▶ _WHAT THE EXERCISE ASKS_: Your task is to copy the listing exactly, with the pictures left out.

▶ _MATERIAL PROVIDED_:

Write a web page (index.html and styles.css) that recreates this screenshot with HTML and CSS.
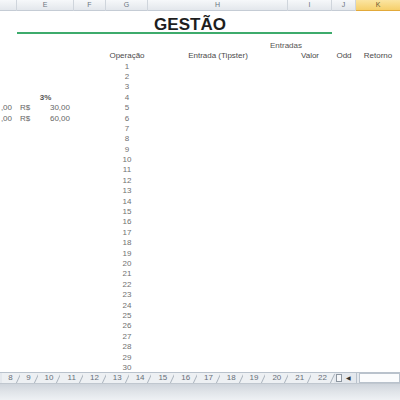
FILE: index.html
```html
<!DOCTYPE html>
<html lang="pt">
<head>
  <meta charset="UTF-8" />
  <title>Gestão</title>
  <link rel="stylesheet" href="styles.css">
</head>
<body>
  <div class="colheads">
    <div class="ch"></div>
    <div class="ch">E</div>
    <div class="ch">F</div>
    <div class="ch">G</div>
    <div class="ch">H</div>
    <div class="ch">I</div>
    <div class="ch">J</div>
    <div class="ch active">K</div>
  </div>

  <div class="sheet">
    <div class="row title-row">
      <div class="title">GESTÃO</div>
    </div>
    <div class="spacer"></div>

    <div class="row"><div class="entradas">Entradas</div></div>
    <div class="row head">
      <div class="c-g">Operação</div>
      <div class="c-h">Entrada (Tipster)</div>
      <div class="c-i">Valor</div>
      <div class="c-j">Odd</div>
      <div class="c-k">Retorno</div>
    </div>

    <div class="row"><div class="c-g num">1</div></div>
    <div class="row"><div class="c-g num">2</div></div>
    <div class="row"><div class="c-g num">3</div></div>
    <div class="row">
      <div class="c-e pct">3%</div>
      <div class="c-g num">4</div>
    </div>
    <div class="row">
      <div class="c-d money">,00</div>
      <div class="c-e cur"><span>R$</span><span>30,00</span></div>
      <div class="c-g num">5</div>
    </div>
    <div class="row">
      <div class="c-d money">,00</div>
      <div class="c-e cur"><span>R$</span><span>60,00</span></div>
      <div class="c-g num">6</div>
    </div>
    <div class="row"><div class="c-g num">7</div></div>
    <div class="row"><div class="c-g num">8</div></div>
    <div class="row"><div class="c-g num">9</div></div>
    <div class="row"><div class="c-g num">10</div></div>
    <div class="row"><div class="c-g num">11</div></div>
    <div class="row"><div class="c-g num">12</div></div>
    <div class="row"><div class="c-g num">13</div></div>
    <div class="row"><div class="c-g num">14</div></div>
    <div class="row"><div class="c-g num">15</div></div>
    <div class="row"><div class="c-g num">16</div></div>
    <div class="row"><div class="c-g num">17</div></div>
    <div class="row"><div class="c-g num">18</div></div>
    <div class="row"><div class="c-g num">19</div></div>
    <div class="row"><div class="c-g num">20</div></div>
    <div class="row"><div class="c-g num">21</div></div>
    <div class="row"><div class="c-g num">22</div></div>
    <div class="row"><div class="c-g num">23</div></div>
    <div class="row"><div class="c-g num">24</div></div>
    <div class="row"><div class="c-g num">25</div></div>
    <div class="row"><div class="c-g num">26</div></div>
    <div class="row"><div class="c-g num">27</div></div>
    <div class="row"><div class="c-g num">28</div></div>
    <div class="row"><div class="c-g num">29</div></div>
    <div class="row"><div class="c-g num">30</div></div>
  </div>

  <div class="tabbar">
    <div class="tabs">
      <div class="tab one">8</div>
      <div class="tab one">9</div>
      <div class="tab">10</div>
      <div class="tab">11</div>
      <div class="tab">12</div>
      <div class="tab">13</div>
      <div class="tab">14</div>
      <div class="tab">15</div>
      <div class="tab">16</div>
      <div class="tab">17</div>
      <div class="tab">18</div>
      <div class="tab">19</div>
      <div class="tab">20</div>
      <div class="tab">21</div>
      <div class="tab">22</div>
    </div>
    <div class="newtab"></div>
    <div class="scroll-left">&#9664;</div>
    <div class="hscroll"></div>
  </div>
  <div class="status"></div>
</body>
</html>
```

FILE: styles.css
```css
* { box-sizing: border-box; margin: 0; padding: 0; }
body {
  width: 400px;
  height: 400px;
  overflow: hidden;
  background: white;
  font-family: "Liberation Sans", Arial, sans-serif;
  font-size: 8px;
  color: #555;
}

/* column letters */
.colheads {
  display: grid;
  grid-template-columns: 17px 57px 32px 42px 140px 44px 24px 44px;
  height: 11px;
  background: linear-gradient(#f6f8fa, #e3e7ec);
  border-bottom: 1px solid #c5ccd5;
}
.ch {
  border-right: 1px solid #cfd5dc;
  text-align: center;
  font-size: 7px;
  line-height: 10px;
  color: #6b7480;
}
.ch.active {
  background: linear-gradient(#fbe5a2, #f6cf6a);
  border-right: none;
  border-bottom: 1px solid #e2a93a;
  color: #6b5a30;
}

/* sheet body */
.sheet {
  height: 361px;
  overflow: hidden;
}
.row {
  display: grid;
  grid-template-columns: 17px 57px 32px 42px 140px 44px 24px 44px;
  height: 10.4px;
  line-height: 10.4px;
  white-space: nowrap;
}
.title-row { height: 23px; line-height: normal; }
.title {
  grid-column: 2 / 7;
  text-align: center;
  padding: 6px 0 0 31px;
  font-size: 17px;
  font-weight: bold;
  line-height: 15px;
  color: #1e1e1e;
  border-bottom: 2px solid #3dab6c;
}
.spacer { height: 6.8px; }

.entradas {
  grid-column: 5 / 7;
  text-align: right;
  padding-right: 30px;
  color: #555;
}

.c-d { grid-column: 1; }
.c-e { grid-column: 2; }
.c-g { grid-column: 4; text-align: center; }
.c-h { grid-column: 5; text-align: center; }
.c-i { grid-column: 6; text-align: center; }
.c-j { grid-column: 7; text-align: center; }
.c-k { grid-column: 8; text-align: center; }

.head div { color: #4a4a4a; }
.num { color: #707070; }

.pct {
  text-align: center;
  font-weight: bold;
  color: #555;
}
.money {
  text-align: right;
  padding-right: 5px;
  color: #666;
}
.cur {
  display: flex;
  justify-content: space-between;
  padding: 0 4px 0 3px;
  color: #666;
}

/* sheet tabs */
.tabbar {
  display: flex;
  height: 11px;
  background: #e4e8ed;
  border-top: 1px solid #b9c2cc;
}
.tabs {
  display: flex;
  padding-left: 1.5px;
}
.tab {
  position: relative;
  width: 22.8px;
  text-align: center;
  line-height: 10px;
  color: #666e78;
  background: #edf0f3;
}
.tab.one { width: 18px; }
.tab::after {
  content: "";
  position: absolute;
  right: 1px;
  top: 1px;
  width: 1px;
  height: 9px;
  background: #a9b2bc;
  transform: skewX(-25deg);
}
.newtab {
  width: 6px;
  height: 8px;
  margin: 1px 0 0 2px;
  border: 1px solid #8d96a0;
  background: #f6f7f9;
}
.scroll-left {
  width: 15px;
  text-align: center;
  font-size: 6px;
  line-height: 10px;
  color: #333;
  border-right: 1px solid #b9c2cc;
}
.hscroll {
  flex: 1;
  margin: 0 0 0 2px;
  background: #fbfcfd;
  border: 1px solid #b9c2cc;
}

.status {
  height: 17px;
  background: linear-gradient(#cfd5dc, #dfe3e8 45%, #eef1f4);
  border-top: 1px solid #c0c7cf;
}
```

▶ _EXERCISE OUTPUT_:
Write a web page (index.html and styles.css) that recreates this screenshot with HTML and CSS.
FILE: index.html
```html
<!DOCTYPE html>
<html lang="pt">
<head>
  <meta charset="UTF-8" />
  <title>Gestão</title>
  <link rel="stylesheet" href="styles.css">
</head>
<body>
  <div class="colheads">
    <div class="ch"></div>
    <div class="ch">E</div>
    <div class="ch">F</div>
    <div class="ch">G</div>
    <div class="ch">H</div>
    <div class="ch">I</div>
    <div class="ch">J</div>
    <div class="ch active">K</div>
  </div>

  <div class="sheet">
    <div class="row title-row">
      <div class="title">GESTÃO</div>
    </div>
    <div class="spacer"></div>

    <div class="row"><div class="entradas">Entradas</div></div>
    <div class="row head">
      <div class="c-g">Operação</div>
      <div class="c-h">Entrada (Tipster)</div>
      <div class="c-i">Valor</div>
      <div class="c-j">Odd</div>
      <div class="c-k">Retorno</div>
    </div>

    <div class="row"><div class="c-g num">1</div></div>
    <div class="row"><div class="c-g num">2</div></div>
    <div class="row"><div class="c-g num">3</div></div>
    <div class="row">
      <div class="c-e pct">3%</div>
      <div class="c-g num">4</div>
    </div>
    <div class="row">
      <div class="c-d money">,00</div>
      <div class="c-e cur"><span>R$</span><span>30,00</span></div>
      <div class="c-g num">5</div>
    </div>
    <div class="row">
      <div class="c-d money">,00</div>
      <div class="c-e cur"><span>R$</span><span>60,00</span></div>
      <div class="c-g num">6</div>
    </div>
    <div class="row"><div class="c-g num">7</div></div>
    <div class="row"><div class="c-g num">8</div></div>
    <div class="row"><div class="c-g num">9</div></div>
    <div class="row"><div class="c-g num">10</div></div>
    <div class="row"><div class="c-g num">11</div></div>
    <div class="row"><div class="c-g num">12</div></div>
    <div class="row"><div class="c-g num">13</div></div>
    <div class="row"><div class="c-g num">14</div></div>
    <div class="row"><div class="c-g num">15</div></div>
    <div class="row"><div class="c-g num">16</div></div>
    <div class="row"><div class="c-g num">17</div></div>
    <div class="row"><div class="c-g num">18</div></div>
    <div class="row"><div class="c-g num">19</div></div>
    <div class="row"><div class="c-g num">20</div></div>
    <div class="row"><div class="c-g num">21</div></div>
    <div class="row"><div class="c-g num">22</div></div>
    <div class="row"><div class="c-g num">23</div></div>
    <div class="row"><div class="c-g num">24</div></div>
    <div class="row"><div class="c-g num">25</div></div>
    <div class="row"><div class="c-g num">26</div></div>
    <div class="row"><div class="c-g num">27</div></div>
    <div class="row"><div class="c-g num">28</div></div>
    <div class="row"><div class="c-g num">29</div></div>
    <div class="row"><div class="c-g num">30</div></div>
  </div>

  <div class="tabbar">
    <div class="tabs">
      <div class="tab one">8</div>
      <div class="tab one">9</div>
      <div class="tab">10</div>
      <div class="tab">11</div>
      <div class="tab">12</div>
      <div class="tab">13</div>
      <div class="tab">14</div>
      <div class="tab">15</div>
      <div class="tab">16</div>
      <div class="tab">17</div>
      <div class="tab">18</div>
      <div class="tab">19</div>
      <div class="tab">20</div>
      <div class="tab">21</div>
      <div class="tab">22</div>
    </div>
    <div class="newtab"></div>
    <div class="scroll-left">&#9664;</div>
    <div class="hscroll"></div>
  </div>
  <div class="status"></div>
</body>
</html>
```

FILE: styles.css
```css
* { box-sizing: border-box; margin: 0; padding: 0; }
body {
  width: 400px;
  height: 400px;
  overflow: hidden;
  background: white;
  font-family: "Liberation Sans", Arial, sans-serif;
  font-size: 8px;
  color: #555;
}

/* column letters */
.colheads {
  display: grid;
  grid-template-columns: 17px 57px 32px 42px 140px 44px 24px 44px;
  height: 11px;
  background: linear-gradient(#f6f8fa, #e3e7ec);
  border-bottom: 1px solid #c5ccd5;
}
.ch {
  border-right: 1px solid #cfd5dc;
  text-align: center;
  font-size: 7px;
  line-height: 10px;
  color: #6b7480;
}
.ch.active {
  background: linear-gradient(#fbe5a2, #f6cf6a);
  border-right: none;
  border-bottom: 1px solid #e2a93a;
  color: #6b5a30;
}

/* sheet body */
.sheet {
  height: 361px;
  overflow: hidden;
}
.row {
  display: grid;
  grid-template-columns: 17px 57px 32px 42px 140px 44px 24px 44px;
  height: 10.4px;
  line-height: 10.4px;
  white-space: nowrap;
}
.title-row { height: 23px; line-height: normal; }
.title {
  grid-column: 2 / 7;
  text-align: center;
  padding: 6px 0 0 31px;
  font-size: 17px;
  font-weight: bold;
  line-height: 15px;
  color: #1e1e1e;
  border-bottom: 2px solid #3dab6c;
}
.spacer { height: 6.8px; }

.entradas {
  grid-column: 5 / 7;
  text-align: right;
  padding-right: 30px;
  color: #555;
}

.c-d { grid-column: 1; }
.c-e { grid-column: 2; }
.c-g { grid-column: 4; text-align: center; }
.c-h { grid-column: 5; text-align: center; }
.c-i { grid-column: 6; text-align: center; }
.c-j { grid-column: 7; text-align: center; }
.c-k { grid-column: 8; text-align: center; }

.head div { color: #4a4a4a; }
.num { color: #707070; }

.pct {
  text-align: center;
  font-weight: bold;
  color: #555;
}
.money {
  text-align: right;
  padding-right: 5px;
  color: #666;
}
.cur {
  display: flex;
  justify-content: space-between;
  padding: 0 4px 0 3px;
  color: #666;
}

/* sheet tabs */
.tabbar {
  display: flex;
  height: 11px;
  background: #e4e8ed;
  border-top: 1px solid #b9c2cc;
}
.tabs {
  display: flex;
  padding-left: 1.5px;
}
.tab {
  position: relative;
  width: 22.8px;
  text-align: center;
  line-height: 10px;
  color: #666e78;
  background: #edf0f3;
}
.tab.one { width: 18px; }
.tab::after {
  content: "";
  position: absolute;
  right: 1px;
  top: 1px;
  width: 1px;
  height: 9px;
  background: #a9b2bc;
  transform: skewX(-25deg);
}
.newtab {
  width: 6px;
  height: 8px;
  margin: 1px 0 0 2px;
  border: 1px solid #8d96a0;
  background: #f6f7f9;
}
.scroll-left {
  width: 15px;
  text-align: center;
  font-size: 6px;
  line-height: 10px;
  color: #333;
  border-right: 1px solid #b9c2cc;
}
.hscroll {
  flex: 1;
  margin: 0 0 0 2px;
  background: #fbfcfd;
  border: 1px solid #b9c2cc;
}

.status {
  height: 17px;
  background: linear-gradient(#cfd5dc, #dfe3e8 45%, #eef1f4);
  border-top: 1px solid #c0c7cf;
}
```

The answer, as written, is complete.